Fannie Fern Crandall and Her Three-Timing Darling "Husband"

My mother-in-law's grandmother's sister Fannie Fern Crandall was not someone we heard much about, and we never thought to ask. The newly arrived (on line) March 2018 issue of the National Genealogical Society Quarterly includes the results of my research that makes her almost as well-documented as her sister, who married a Seventh-Day Baptist minister. (It's available free to NGS members.)

Fannie's father Charles Welcome Crandall suffered an injury early in his Civil War service and later drew a pension. He was caught claiming more disability than he really had, and in his struggle to regain the pension he met up with a charismatic attorney in Chicago -- Frank Ira Darling -- where they were neighbors.

It turns out that Frank's work as an attorney brought him together with many a Civil War veteran, and many a daughter. He had six children with three of his clients' daughters, including the one to whom he was legally married.

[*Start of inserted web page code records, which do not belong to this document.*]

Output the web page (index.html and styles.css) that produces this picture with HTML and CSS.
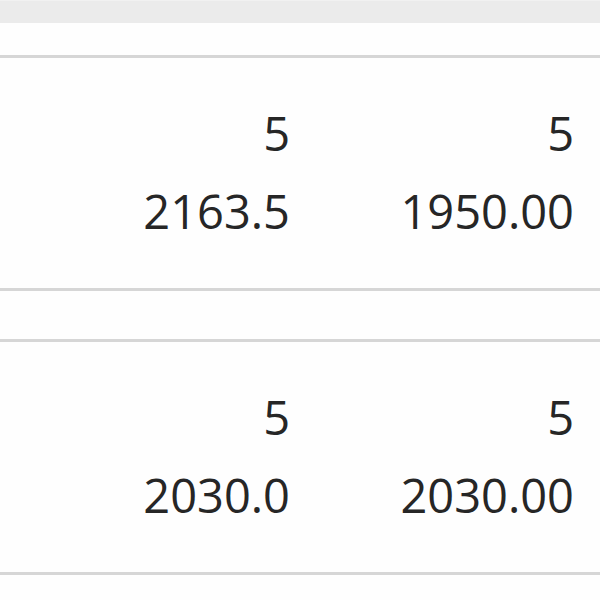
FILE: index.html
```html
<!DOCTYPE html>
<html>
<head>
<meta charset="utf-8">
<link rel="stylesheet" href="styles.css">
</head>
<body>
<div class="topbar"></div>
<div class="table">
  <div class="group">
    <div class="cell">5</div>
    <div class="cell">5</div>
    <div class="cell">2163.5</div>
    <div class="cell">1950.00</div>
  </div>
  <div class="group">
    <div class="cell">5</div>
    <div class="cell">5</div>
    <div class="cell">2030.0</div>
    <div class="cell">2030.00</div>
  </div>
</div>
</body>
</html>
```
FILE: styles.css
```css
html, body {
  margin: 0;
  padding: 0;
  background: #fefefe;
}
body {
  font-family: "Open Sans", "Liberation Sans", sans-serif;
  color: #262626;
  width: 600px;
  height: 600px;
  overflow: hidden;
}
.topbar {
  height: 23px;
  background: #ebebeb;
  box-sizing: border-box;
  border-top: 1px solid #f1f1f1;
}
.table {
  margin-top: 32px;
  display: flex;
  flex-direction: column;
  gap: 48px;
}
.group {
  border-top: 3px solid #d6d6d6;
  border-bottom: 3px solid #d6d6d6;
  padding: 36px 26px 38px 0;
  display: grid;
  grid-template-columns: 290px 284px;
  font-size: 47px;
  font-weight: 500;
  line-height: 78px;
}
.cell {
  text-align: right;
}
```
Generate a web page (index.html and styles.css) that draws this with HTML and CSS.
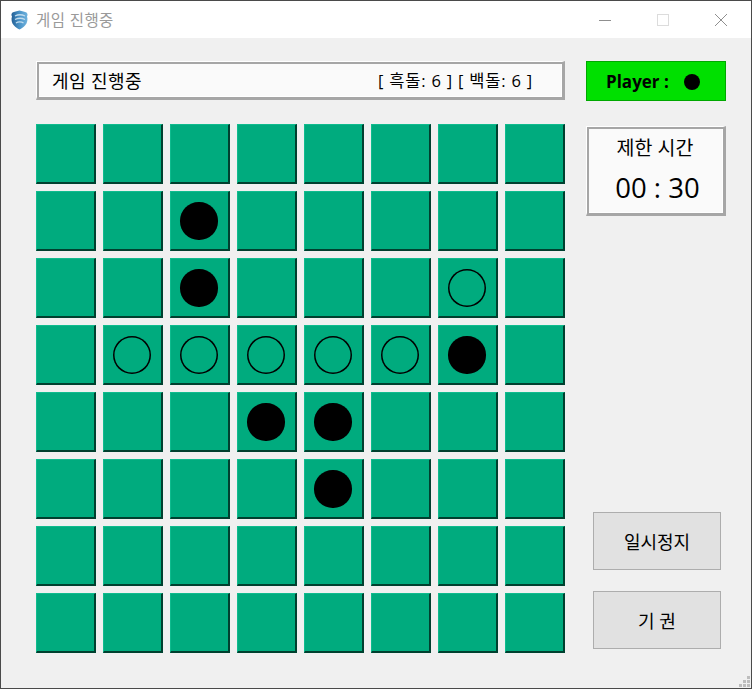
FILE: index.html
```html
<!DOCTYPE html>
<html lang="ko">
<head>
<meta charset="utf-8">
<title>게임 진행중</title>
<link rel="stylesheet" href="styles.css">
</head>
<body>
<div class="window">
  <header class="titlebar">
    <svg class="app-icon" width="17" height="20" viewBox="0 0 17 20">
      <defs>
        <linearGradient id="shield" x1="0" y1="0" x2="1" y2="0">
          <stop offset="0" stop-color="#235f95"/>
          <stop offset=".5" stop-color="#4b94c8"/>
          <stop offset="1" stop-color="#6fb2dd"/>
        </linearGradient>
      </defs>
      <path d="M8.500 0.500 C11 1.500 14 1.500 15.500 2.500 C16.800 4 16.800 5 16 6.500 C17 9 16.500 13 14 15.500 C12.500 17.200 10.500 18.700 8.500 19.500 C6.500 18.700 4.500 17.200 3 15.500 C.5 13 0 9 1 6.500 C.2 5 .2 4 1.500 2.500 C3 1.500 6 1.500 8.500 .5Z" fill="url(#shield)"/>
      <path d="M4 6 C7 4.500 11 4.500 14 6 M4 9.500 C7 8 11 8 14 9.500 M5 13 C7 11.500 10.500 11.500 12.500 13" stroke="#c2dcee" stroke-width="1.300" fill="none"/>
    </svg>
    <span class="title-text">게임 진행중</span>
    <div class="win-controls">
      <svg width="14" height="14" viewBox="0 0 14 14"><path d="M1 7.500H13" stroke="#8f8f8f"/></svg>
      <svg width="14" height="14" viewBox="0 0 14 14"><rect x="1.500" y="1.500" width="11" height="11" fill="none" stroke="#dcdcdc"/></svg>
      <svg width="14" height="14" viewBox="0 0 14 14"><path d="M1 1L13 13M13 1L1 13" stroke="#8f8f8f"/></svg>
    </div>
  </header>
  <main class="content">
    <section class="left">
      <div class="status panel">
        <span>게임 진행중</span>
        <span class="score">[ 흑돌: 6 ] [ 백돌: 6 ]</span>
      </div>
      <div class="board">
        <div class="cell"></div><div class="cell"></div><div class="cell"></div><div class="cell"></div><div class="cell"></div><div class="cell"></div><div class="cell"></div><div class="cell"></div>
        <div class="cell"></div><div class="cell"></div><div class="cell"><i class="disc black"></i></div><div class="cell"></div><div class="cell"></div><div class="cell"></div><div class="cell"></div><div class="cell"></div>
        <div class="cell"></div><div class="cell"></div><div class="cell"><i class="disc black"></i></div><div class="cell"></div><div class="cell"></div><div class="cell"></div><div class="cell"><i class="disc white"></i></div><div class="cell"></div>
        <div class="cell"></div><div class="cell"><i class="disc white"></i></div><div class="cell"><i class="disc white"></i></div><div class="cell"><i class="disc white"></i></div><div class="cell"><i class="disc white"></i></div><div class="cell"><i class="disc white"></i></div><div class="cell"><i class="disc black"></i></div><div class="cell"></div>
        <div class="cell"></div><div class="cell"></div><div class="cell"></div><div class="cell"><i class="disc black"></i></div><div class="cell"><i class="disc black"></i></div><div class="cell"></div><div class="cell"></div><div class="cell"></div>
        <div class="cell"></div><div class="cell"></div><div class="cell"></div><div class="cell"></div><div class="cell"><i class="disc black"></i></div><div class="cell"></div><div class="cell"></div><div class="cell"></div>
        <div class="cell"></div><div class="cell"></div><div class="cell"></div><div class="cell"></div><div class="cell"></div><div class="cell"></div><div class="cell"></div><div class="cell"></div>
        <div class="cell"></div><div class="cell"></div><div class="cell"></div><div class="cell"></div><div class="cell"></div><div class="cell"></div><div class="cell"></div><div class="cell"></div>
      </div>
    </section>
    <aside class="right">
      <div class="player">
        <span>Player :</span>
        <i class="player-disc"></i>
      </div>
      <div class="timer panel">
        <span class="timer-label">제한 시간</span>
        <span class="timer-value">00 : 30</span>
      </div>
      <div class="actions">
        <button class="btn">일시정지</button>
        <button class="btn">기 권</button>
      </div>
    </aside>
  </main>
  <svg class="grip" width="12" height="12" viewBox="0 0 12 12">
    <path d="M8 0h3v3H8zM4 4h3v3H4zM8 4h3v3H8zM0 8h3v3H0zM4 8h3v3H4zM8 8h3v3H8z" fill="#bdbdbd"/>
  </svg>
</div>
</body>
</html>
```
FILE: styles.css
```css
* { box-sizing: border-box; }
html, body { margin: 0; padding: 0; }
body {
  width: 752px;
  height: 689px;
  overflow: hidden;
  font-family: "Open Sans", "Noto Sans CJK KR", sans-serif;
  color: #000;
}
.window {
  position: relative;
  width: 752px;
  height: 689px;
  display: flex;
  flex-direction: column;
  background: #f0f0f0;
  border: 1px solid #4a4a4a;
}
.titlebar {
  height: 37px;
  flex: none;
  display: flex;
  align-items: center;
  background: #fff;
  padding-left: 10px;
}
.app-icon { flex: none; margin-right: 8px; margin-top: 1px; }
.title-text { font-size: 15.500px; color: #9a9a9a; letter-spacing: .4px; }
.win-controls {
  margin-left: auto;
  display: flex;
  gap: 44px;
  padding-right: 23px;
}
.content {
  flex: 1;
  display: flex;
  padding: 23px 0 0 35px;
  gap: 21px;
}
.left { width: 529px; flex: none; }
.panel {
  background: #fafafa;
  border-style: solid;
  border-color: #fff #a6a6a6 #a6a6a6 #fff;
  border-width: 1px 3px 3px 1px;
  box-shadow: inset 2px 2px 0 #a6a6a6, inset -1px -1px 0 #fff;
}
.status {
  height: 39px;
  display: flex;
  justify-content: space-between;
  align-items: center;
  padding: 0 29px 0 15px;
  font-size: 18px;
  letter-spacing: .4px;
}
.score { font-size: 16.500px; letter-spacing: .8px; }
.board {
  margin-top: 24px;
  display: grid;
  grid-template-columns: repeat(8, 60px);
  grid-auto-rows: 60px;
  gap: 7px;
}
.cell {
  display: flex;
  align-items: center;
  justify-content: center;
  background: #00ab7e;
  border-top: 1px solid #0fbb8e;
  border-left: 1px solid #0fbb8e;
  border-right: 2px solid #00402f;
  border-bottom: 2px solid #00402f;
}
.disc {
  width: 38px;
  height: 38px;
  border-radius: 50%;
  display: block;
  margin: 1px 2px 0 0;
}
.disc.black { background: #000; border-radius: 49%; }
.disc.white { box-shadow: inset 0 0 0 1.500px #000; }
.right { width: 140px; flex: none; display: flex; flex-direction: column; }
.player {
  height: 40px;
  display: flex;
  align-items: center;
  gap: 15px;
  padding-left: 19px;
  background: #00e000;
  border: 1px solid #00a800;
  font-size: 17px;
  font-weight: 700;
}
.player-disc {
  width: 16px;
  height: 16px;
  border-radius: 50%;
  background: #000;
  margin-top: 1px;
}
.timer {
  margin-top: 25px;
  height: 90px;
  display: flex;
  flex-direction: column;
  align-items: center;
}
.timer-label { font-size: 19.500px; line-height: 26px; margin-top: 8px; }
.timer-value { font-size: 27.500px; line-height: 34px; margin: 10px 0 0 5px; }
.actions {
  margin-top: auto;
  margin-bottom: 39px;
  padding-left: 7px;
  display: flex;
  flex-direction: column;
  gap: 21px;
}
.btn {
  width: 128px;
  height: 58px;
  font: 400 18px "Open Sans", "Noto Sans CJK KR", sans-serif;
  color: #000;
  background: #e1e1e1;
  border: 1px solid #adadad;
  border-radius: 0;
  padding: 0;
}
.grip { position: absolute; right: 0; bottom: 0; }
```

Frank died unexpectedly in his 40s, and the story of two of the three came out in a blaze of sensational publicity in January 1898. Fannie was the third and she kept quiet, but evidence starting with Charles's pension file leaves no doubt that Frank was the father of her child, a daughter who grew up and married and left no descendants. (Those who follow NGSQ may recall the tale told by co-editor Thomas W. Jones about George Wellington Edison, an even more swashbuckling and disreputable character in Illinois, in 2012.)

What we will probably never know -- unless old correspondence surfaces -- is what Fannie knew and when she knew it, and what she thought about it all. After a few years in the early 1900s when she went by the surname "Brown" for no known reason, she used the Darling surname throughout the rest of her life. She earned a living and brought up her daughter by clerking and stenography in Washington, D.C., including in the patent office. In later years she had an artistic career in southern California, but she also had to have been a resilient and determined person.